:: Written request ::
The answer should be a single number: how many lines of the entries below hold the word "with".

* Start *

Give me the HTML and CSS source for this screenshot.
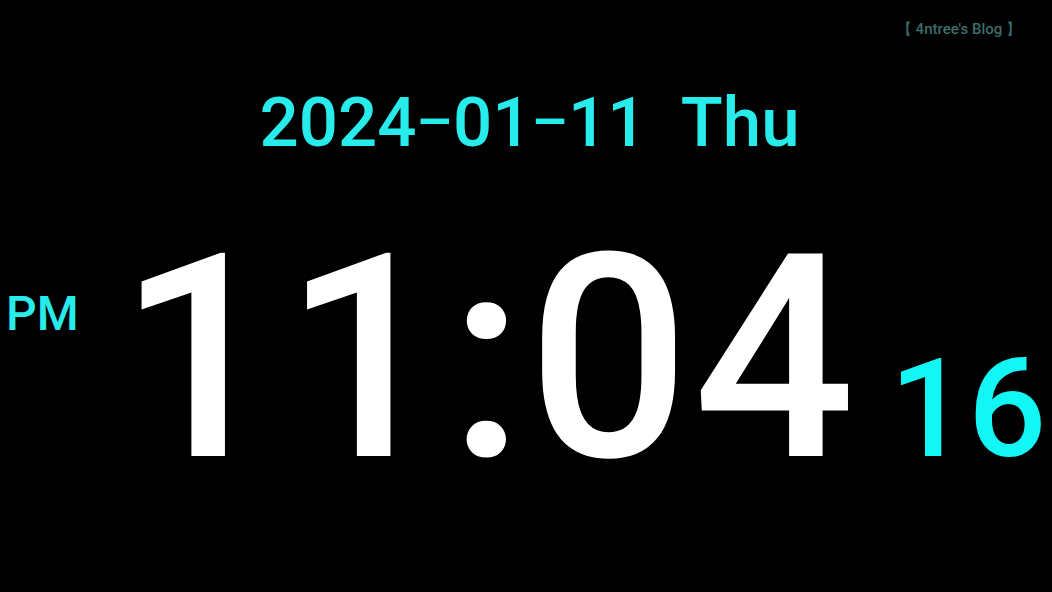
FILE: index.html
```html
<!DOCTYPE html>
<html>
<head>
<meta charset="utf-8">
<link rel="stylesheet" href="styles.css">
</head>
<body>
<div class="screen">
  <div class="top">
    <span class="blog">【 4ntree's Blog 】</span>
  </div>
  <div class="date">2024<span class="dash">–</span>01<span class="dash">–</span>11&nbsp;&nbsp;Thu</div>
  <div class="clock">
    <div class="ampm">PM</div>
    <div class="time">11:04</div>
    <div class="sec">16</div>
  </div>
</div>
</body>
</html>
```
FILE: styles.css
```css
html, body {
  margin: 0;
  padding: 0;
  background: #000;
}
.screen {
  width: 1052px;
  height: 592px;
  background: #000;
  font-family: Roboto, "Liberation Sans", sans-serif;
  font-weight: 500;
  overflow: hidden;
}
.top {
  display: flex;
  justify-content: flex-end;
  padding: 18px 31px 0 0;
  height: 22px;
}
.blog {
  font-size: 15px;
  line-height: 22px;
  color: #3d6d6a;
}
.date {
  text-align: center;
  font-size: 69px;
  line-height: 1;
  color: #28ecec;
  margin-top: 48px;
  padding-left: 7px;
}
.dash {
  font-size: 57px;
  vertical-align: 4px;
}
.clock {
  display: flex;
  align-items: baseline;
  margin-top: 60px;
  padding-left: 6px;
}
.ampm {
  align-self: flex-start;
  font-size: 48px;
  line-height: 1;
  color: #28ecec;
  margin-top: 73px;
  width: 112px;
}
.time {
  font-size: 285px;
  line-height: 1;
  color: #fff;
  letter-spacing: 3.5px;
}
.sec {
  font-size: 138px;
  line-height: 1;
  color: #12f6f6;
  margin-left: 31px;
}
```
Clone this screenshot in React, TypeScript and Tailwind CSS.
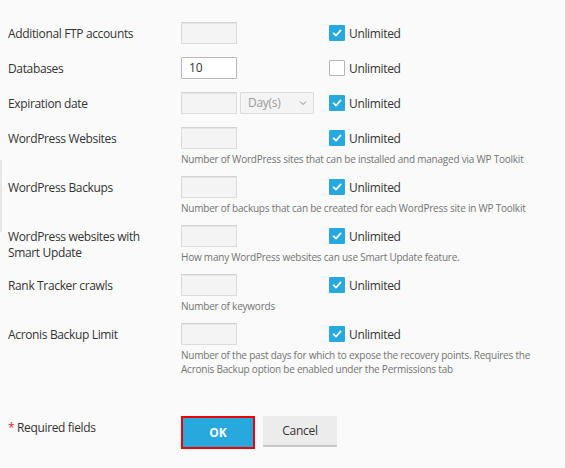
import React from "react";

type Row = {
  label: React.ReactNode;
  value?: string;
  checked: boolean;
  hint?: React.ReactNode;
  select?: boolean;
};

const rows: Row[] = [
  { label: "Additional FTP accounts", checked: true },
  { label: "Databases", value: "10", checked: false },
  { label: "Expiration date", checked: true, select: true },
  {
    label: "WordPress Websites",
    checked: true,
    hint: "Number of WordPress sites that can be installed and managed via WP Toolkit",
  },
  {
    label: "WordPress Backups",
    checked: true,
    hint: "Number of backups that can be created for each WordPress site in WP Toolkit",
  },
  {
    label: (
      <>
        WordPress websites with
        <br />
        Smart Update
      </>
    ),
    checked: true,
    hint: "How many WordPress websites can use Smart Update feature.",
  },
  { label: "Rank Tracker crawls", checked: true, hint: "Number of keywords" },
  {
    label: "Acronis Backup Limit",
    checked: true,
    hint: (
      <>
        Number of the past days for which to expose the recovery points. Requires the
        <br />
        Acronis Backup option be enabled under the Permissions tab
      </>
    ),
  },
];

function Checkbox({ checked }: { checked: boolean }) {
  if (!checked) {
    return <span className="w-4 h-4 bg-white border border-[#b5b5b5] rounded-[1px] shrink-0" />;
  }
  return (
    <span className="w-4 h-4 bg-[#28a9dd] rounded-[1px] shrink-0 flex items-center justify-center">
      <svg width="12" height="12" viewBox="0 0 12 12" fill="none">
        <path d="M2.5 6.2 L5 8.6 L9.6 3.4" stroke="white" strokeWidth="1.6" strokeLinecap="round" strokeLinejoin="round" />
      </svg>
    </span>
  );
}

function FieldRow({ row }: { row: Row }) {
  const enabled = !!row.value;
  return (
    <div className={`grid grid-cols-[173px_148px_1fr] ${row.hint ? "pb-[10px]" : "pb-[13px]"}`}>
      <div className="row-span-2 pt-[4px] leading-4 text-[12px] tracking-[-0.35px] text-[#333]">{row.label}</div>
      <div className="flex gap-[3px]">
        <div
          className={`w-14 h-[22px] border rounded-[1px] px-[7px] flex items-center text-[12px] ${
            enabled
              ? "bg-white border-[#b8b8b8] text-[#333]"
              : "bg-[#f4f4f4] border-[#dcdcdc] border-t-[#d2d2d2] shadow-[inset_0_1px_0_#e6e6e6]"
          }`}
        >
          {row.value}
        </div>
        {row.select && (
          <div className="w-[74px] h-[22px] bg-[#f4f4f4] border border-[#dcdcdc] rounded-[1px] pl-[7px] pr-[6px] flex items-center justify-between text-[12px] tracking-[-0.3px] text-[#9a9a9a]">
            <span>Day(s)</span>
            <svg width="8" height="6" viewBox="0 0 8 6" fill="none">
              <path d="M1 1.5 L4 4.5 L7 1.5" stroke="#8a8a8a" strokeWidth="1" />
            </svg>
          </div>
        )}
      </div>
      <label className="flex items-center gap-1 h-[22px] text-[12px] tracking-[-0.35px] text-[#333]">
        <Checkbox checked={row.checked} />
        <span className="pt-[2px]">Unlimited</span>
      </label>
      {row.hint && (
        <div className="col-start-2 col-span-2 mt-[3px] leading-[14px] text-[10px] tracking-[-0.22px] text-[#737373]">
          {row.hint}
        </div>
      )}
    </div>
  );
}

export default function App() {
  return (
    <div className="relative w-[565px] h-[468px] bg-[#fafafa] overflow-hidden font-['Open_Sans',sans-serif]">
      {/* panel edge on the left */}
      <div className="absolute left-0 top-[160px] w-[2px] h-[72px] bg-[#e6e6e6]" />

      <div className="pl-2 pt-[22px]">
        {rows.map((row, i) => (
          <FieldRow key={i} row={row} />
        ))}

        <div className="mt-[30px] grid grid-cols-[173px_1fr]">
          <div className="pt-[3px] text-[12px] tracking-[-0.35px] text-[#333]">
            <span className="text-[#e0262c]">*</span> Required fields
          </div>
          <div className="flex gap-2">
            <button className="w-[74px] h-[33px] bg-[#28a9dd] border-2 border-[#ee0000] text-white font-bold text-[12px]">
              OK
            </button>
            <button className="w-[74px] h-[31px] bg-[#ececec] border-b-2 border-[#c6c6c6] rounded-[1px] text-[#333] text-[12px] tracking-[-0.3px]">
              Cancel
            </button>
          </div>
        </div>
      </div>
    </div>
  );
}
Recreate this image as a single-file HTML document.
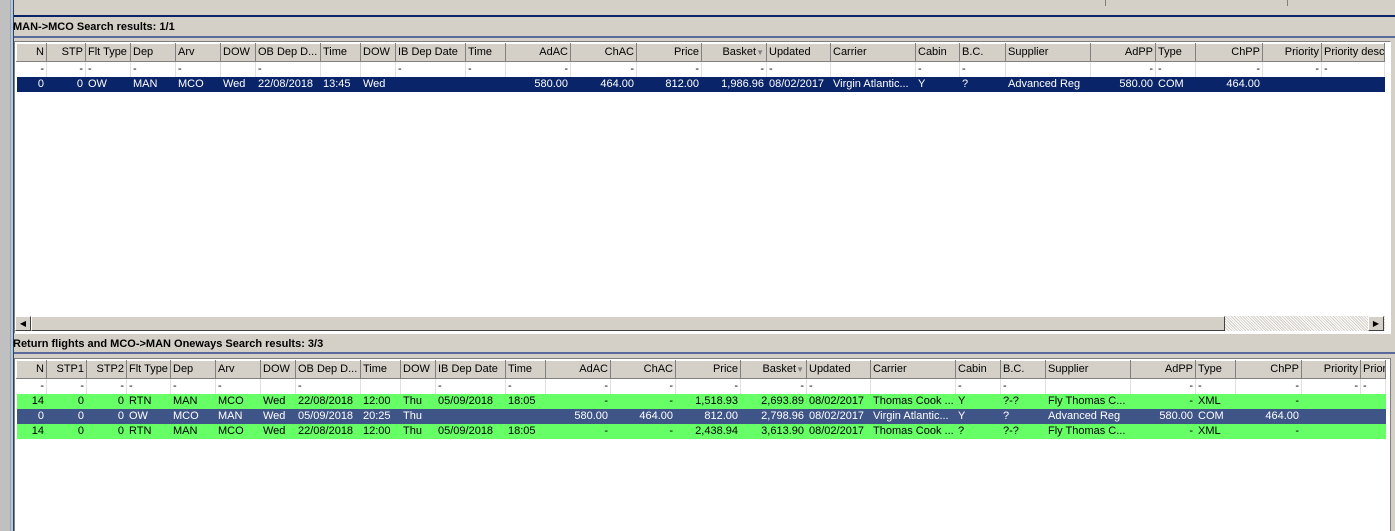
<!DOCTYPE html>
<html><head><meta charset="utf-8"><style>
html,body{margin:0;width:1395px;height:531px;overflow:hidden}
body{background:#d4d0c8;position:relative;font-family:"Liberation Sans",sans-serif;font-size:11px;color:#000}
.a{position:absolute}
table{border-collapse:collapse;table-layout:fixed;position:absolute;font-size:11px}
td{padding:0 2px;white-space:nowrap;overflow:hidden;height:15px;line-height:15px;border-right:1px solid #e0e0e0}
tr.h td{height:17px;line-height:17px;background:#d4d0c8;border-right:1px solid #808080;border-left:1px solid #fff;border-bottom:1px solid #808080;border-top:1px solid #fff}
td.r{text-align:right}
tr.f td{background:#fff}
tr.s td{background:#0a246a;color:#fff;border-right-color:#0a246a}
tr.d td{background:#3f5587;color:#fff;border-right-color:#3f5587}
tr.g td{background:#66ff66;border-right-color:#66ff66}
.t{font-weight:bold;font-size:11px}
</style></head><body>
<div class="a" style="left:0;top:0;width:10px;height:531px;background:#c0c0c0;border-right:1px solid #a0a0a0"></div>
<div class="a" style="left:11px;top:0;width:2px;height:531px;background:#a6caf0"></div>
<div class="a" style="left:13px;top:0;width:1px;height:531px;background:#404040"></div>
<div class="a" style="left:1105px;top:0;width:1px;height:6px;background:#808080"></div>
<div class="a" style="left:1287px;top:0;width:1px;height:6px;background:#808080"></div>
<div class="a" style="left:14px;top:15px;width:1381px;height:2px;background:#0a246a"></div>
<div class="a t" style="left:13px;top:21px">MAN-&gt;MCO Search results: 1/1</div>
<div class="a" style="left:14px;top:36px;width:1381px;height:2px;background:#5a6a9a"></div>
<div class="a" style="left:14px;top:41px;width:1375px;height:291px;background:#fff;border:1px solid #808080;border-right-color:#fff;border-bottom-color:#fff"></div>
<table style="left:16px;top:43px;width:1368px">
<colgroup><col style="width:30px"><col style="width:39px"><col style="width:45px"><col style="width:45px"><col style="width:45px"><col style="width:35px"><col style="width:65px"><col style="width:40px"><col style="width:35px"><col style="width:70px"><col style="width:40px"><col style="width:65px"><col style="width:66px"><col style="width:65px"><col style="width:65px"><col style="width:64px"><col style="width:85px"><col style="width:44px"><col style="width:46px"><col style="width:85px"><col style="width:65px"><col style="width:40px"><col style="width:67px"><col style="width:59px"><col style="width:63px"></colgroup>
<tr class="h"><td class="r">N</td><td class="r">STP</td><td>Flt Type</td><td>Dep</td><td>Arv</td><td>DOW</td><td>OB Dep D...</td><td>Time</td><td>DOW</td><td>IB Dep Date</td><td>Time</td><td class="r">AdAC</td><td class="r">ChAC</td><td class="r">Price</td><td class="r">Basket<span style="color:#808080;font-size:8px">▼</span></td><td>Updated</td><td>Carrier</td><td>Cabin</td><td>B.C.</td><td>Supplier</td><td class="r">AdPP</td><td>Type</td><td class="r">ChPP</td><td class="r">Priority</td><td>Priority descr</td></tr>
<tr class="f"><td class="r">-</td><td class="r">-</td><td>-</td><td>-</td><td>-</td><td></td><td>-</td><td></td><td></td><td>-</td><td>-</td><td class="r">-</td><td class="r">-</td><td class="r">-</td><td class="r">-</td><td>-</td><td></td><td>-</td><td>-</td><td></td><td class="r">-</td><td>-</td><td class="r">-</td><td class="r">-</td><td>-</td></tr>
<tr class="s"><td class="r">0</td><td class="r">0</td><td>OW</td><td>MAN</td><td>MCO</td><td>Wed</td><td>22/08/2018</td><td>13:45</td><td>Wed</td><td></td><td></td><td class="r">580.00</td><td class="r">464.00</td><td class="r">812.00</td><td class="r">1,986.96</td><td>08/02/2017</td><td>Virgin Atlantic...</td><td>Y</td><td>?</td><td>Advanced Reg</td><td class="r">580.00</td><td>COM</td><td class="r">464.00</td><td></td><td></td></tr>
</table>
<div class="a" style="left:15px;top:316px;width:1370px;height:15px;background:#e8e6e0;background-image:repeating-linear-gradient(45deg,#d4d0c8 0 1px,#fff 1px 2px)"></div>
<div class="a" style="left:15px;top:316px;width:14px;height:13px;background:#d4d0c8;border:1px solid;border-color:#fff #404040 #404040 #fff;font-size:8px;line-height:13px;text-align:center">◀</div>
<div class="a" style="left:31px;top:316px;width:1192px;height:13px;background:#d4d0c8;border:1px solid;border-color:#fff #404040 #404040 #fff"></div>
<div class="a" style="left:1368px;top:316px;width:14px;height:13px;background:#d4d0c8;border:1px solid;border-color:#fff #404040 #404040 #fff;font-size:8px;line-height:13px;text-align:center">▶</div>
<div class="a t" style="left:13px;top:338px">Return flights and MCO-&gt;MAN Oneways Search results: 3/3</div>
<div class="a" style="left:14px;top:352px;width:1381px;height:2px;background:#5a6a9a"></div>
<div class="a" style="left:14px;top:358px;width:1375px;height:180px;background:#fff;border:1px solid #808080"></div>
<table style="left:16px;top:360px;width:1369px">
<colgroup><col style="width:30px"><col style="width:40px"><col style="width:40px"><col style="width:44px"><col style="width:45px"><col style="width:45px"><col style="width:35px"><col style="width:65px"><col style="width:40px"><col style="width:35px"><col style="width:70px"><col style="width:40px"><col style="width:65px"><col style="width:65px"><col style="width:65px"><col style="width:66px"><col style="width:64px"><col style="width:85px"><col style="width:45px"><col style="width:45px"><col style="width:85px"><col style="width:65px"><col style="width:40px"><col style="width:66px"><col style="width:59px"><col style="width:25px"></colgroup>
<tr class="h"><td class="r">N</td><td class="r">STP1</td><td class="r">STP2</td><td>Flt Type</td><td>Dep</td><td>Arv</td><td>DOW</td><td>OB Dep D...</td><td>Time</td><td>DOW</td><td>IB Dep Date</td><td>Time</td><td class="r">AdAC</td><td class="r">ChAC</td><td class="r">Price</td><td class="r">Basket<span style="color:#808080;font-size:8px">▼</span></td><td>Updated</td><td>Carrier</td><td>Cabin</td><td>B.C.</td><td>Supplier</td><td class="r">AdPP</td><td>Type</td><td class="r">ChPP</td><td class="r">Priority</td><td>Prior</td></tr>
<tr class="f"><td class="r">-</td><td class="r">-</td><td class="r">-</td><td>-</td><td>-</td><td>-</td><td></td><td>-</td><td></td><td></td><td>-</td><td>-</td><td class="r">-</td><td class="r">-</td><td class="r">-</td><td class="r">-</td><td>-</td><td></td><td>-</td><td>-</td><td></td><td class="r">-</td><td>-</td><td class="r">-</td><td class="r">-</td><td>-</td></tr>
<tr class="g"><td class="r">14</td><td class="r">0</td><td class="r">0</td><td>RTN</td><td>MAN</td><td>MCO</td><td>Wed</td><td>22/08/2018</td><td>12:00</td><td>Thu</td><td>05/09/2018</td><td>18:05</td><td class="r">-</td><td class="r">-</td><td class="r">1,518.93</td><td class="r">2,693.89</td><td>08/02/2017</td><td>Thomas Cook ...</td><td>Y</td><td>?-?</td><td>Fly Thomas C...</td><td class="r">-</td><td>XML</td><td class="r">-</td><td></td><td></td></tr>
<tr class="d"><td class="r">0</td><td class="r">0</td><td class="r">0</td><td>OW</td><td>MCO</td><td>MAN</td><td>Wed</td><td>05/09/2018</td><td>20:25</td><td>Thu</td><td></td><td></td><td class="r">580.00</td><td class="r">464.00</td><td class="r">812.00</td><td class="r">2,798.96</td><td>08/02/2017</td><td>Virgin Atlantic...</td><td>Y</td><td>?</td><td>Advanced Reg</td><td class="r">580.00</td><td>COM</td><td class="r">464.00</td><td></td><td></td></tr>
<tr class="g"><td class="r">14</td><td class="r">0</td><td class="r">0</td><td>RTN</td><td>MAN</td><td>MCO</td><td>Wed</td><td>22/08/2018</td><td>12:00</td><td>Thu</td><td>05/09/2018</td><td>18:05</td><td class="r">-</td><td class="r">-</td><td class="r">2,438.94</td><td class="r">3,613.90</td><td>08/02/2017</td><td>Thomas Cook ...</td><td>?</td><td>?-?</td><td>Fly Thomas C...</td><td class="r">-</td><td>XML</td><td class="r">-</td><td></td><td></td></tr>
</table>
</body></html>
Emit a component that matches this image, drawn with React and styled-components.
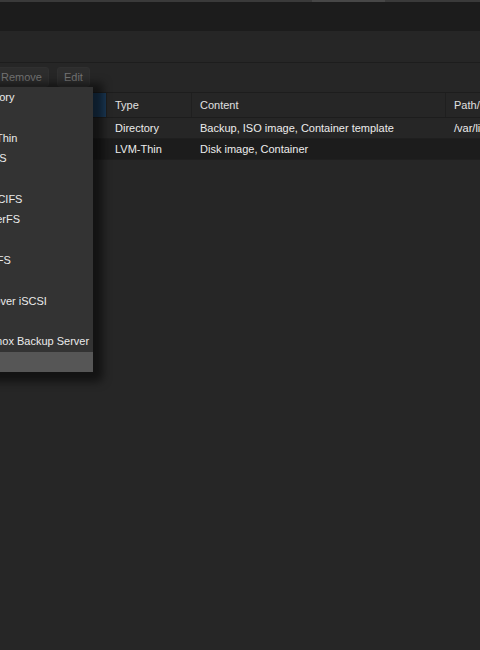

* End *

:: Reply to the task ::
2